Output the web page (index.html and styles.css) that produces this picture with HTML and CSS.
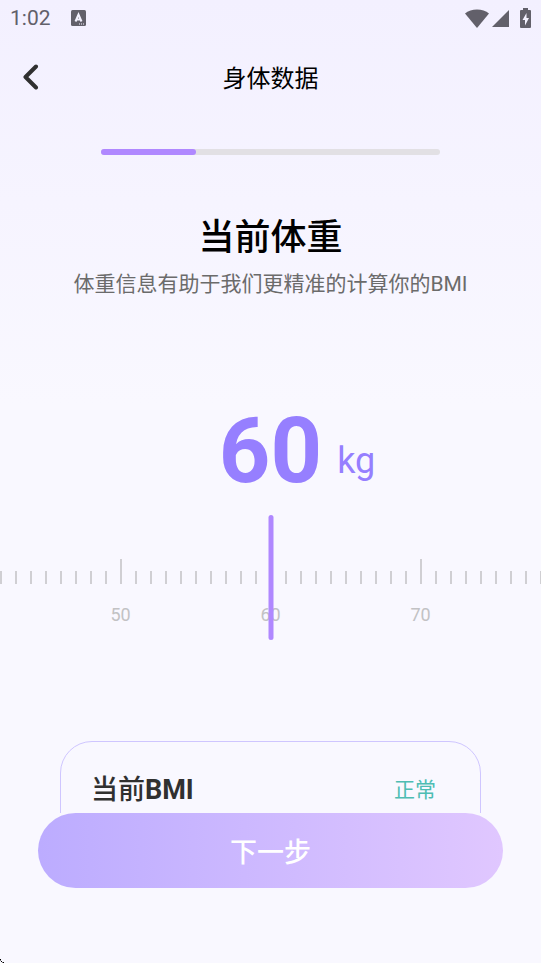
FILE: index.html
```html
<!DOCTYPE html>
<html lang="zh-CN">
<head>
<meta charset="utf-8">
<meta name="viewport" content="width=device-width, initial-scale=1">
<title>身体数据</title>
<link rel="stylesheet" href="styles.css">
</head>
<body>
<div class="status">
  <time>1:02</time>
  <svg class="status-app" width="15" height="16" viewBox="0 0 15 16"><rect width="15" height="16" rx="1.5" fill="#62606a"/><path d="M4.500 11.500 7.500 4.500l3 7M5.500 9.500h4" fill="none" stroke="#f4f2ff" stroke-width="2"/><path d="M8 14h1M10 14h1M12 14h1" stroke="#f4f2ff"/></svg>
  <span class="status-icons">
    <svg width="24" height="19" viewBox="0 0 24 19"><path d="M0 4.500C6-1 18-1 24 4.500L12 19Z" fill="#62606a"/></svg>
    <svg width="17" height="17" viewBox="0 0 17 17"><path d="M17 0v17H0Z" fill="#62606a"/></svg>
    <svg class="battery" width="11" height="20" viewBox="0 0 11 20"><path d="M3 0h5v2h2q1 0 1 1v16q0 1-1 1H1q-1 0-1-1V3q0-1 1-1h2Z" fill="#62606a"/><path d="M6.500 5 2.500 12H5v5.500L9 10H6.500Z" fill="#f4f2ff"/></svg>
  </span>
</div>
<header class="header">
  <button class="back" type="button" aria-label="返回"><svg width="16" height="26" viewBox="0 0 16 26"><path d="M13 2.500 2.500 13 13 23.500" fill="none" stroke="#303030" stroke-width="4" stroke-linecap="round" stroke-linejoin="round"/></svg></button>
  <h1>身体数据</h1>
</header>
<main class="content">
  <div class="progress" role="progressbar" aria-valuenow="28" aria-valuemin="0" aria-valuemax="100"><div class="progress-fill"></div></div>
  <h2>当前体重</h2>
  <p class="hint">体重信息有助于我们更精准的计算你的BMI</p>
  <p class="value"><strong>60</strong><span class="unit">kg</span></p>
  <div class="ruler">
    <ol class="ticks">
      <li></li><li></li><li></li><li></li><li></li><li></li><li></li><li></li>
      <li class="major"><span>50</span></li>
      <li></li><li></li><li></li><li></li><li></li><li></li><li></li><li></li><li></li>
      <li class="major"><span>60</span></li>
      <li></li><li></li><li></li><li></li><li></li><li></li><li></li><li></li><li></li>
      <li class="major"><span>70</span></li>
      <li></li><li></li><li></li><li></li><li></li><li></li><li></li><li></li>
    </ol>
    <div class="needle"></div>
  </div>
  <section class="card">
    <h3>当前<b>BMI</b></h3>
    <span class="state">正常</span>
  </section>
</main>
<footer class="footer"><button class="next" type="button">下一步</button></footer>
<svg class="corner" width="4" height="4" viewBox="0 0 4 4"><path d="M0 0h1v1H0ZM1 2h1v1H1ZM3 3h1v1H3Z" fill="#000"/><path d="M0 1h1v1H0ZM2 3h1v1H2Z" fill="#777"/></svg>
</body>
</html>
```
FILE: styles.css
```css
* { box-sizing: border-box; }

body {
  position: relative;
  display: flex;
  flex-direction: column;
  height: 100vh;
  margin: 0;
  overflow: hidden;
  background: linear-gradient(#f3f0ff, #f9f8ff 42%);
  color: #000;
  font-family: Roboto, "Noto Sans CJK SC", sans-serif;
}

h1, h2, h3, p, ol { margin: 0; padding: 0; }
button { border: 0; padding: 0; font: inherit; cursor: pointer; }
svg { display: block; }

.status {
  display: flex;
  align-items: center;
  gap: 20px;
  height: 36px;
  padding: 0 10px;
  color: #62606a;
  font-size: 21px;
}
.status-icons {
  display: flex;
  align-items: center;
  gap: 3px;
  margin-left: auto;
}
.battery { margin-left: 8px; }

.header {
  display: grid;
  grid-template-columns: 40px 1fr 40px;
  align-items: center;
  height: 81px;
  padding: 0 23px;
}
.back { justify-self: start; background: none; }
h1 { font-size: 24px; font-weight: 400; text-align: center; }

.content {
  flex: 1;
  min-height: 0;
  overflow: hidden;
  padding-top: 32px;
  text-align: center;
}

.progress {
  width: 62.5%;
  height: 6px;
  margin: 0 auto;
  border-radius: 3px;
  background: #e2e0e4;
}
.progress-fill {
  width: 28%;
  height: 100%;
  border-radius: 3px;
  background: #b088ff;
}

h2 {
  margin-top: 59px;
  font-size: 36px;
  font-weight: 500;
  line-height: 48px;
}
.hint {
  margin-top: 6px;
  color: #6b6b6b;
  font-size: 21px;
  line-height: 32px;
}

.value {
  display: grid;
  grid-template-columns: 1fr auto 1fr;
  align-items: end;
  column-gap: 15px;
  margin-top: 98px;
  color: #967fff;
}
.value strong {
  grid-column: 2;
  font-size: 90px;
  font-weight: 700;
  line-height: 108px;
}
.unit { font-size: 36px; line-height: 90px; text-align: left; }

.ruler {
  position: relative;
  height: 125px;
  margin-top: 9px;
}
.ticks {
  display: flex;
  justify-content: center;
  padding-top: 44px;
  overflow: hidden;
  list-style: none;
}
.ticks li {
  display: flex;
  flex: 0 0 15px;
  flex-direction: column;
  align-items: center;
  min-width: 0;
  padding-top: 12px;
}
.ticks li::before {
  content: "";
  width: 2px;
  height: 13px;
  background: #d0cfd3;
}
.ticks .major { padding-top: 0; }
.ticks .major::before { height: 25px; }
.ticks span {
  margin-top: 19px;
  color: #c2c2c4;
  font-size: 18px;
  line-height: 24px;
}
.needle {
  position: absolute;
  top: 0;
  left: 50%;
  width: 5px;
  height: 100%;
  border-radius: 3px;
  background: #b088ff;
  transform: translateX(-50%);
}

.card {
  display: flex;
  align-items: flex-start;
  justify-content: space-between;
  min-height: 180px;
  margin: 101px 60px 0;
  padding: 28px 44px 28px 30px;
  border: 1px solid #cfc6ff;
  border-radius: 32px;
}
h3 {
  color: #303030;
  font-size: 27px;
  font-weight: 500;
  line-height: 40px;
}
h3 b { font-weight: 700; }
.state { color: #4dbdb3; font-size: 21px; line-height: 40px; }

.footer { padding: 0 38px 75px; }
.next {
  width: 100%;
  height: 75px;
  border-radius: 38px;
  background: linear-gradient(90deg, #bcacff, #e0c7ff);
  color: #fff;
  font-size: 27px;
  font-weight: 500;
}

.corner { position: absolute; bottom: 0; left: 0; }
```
_ _ _ _
=== REQUIRED TASK ===
Wherever the word "styles" occurs in a line of the listing, copy that line.

=== EXERCISE RESPONSE ===
Output the web page (index.html and styles.css) that produces this picture with HTML and CSS.
<link rel="stylesheet" href="styles.css">
FILE: styles.css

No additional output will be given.